Kubernetes isn't the answer to all problems. I don't want to sell you kubernetes. This article mentions kubernetes a lot, but it isn't about kubernetes at all. It's about engineering. Engineering is about the lifecycle and craft of software. I'm a dev, but a lot of what I've describe here is about operations. I hate operations. My career is mostly built on automating operations out of my life so I can focus on dev while holding the small cognitive load left in operations for when problems arise. Admittedly, I like kubernetes because it allows me the greatest degree of automation. I can update DNS, TLS certs, monitoring endpoints, autoscaling, and so much more with a single API. Is it perfect? ROFL! NO! Nothing will ever be. I don't even think Kubernetes will last 10 years from now. It will be replaced with something higher leverage. I might even write it. Who knows!

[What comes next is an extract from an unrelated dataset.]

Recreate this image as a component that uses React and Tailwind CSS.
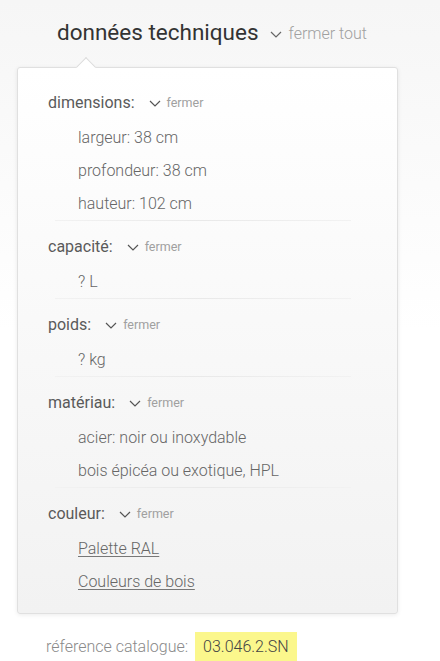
const sections = [
  {
    label: "dimensions:",
    items: ["largeur: 38 cm", "profondeur: 38 cm", "hauteur: 102 cm"],
  },
  { label: "capacité:", items: ["? L"] },
  { label: "poids:", items: ["? kg"] },
  {
    label: "matériau:",
    items: ["acier: noir ou inoxydable", "bois épicéa ou exotique, HPL"],
  },
  { label: "couleur:", items: ["Palette RAL", "Couleurs de bois"], links: true },
];

function Chevron({ className }) {
  return (
    <svg viewBox="0 0 12 7" className={className} fill="none" stroke="currentColor" strokeWidth="1.2">
      <path d="M1 1l5 5 5-5" />
    </svg>
  );
}

function Section({ label, items, links, last }) {
  return (
    <div className="pt-2">
      <div className="flex h-9 items-center">
        <span className="text-[16px] text-[#5a5a5a]">{label}</span>
        <Chevron className="ml-3.5 h-[7px] w-[12px] text-[#555]" />
        <span className="ml-1.5 text-[12.5px] text-[#a0a0a0]">fermer</span>
      </div>
      <ul className="pl-[30px]">
        {items.map((item) => (
          <li key={item} className="flex h-[33px] items-center text-[16px] font-light text-[#666]">
            {links ? <a className="underline underline-offset-2 decoration-[#777]">{item}</a> : item}
          </li>
        ))}
      </ul>
      {!last && (
        <div className="ml-[7px] h-px w-[296px] bg-gradient-to-r from-[#f2f2f2] via-[#e9e9e9] to-[#f2f2f2]" />
      )}
    </div>
  );
}

export default function App() {
  return (
    <div
      className="min-h-[661px] w-[440px] bg-gradient-to-b from-[#f6f6f6] via-white to-white pt-[18px]"
      style={{ fontFamily: "Roboto, 'Liberation Sans', sans-serif" }}
    >
      <div className="flex items-center pl-[57px]">
        <h2 className="text-[22.5px] leading-7 text-[#333]">données techniques</h2>
        <Chevron className="ml-[11px] mt-1 h-[7px] w-[12px] text-[#666]" />
        <span className="ml-[7px] mt-1 text-[16px] font-light text-[#a0a0a0]">fermer tout</span>
      </div>

      <div className="relative mx-[17px] mt-[21px] w-[381px] rounded-[3px] border border-[#e0e0e0] bg-gradient-to-b from-white to-[#f2f2f2] pb-[15px] pl-[30px] pt-[9px] shadow-[0_1px_4px_rgba(0,0,0,0.08)]">
        <div className="absolute -top-[8px] left-[61px] h-[14px] w-[14px] rotate-45 border-l border-t border-[#dcdcdc] bg-white" />
        {sections.map((s, i) => (
          <Section key={s.label} {...s} last={i === sections.length - 1} />
        ))}
      </div>

      <div className="mt-[18px] flex items-center pl-[46px]">
        <span className="text-[16px] font-light text-[#8a8a8a]">réference catalogue:</span>
        <span className="ml-[7px] bg-[#fbf78c] px-[8px] py-[3px] text-[16px] font-light text-[#444]">03.046.2.SN</span>
      </div>
    </div>
  );
}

The point is that Kubernetes isn't complicated. Engineering is about trade-offs and understanding costs. People that say Kubernetes is complicated aren't doing that analysis. They aren't engineering. We should do the work. Maybe a simple raspberry pi is enough. Maybe it's enough for now and we need to be prepared to upgrade soon. Maybe ECS is fine. I've told a couple companies as much. Literally, "don't use Kubernetes, use Cloud Run or ECS and you'll be ready for Kubernetes when it's needed." Maybe that's the answer for you. Let's just not pretend that the problem is Kubernetes being complicated. It's time we did engineering and had a better answer.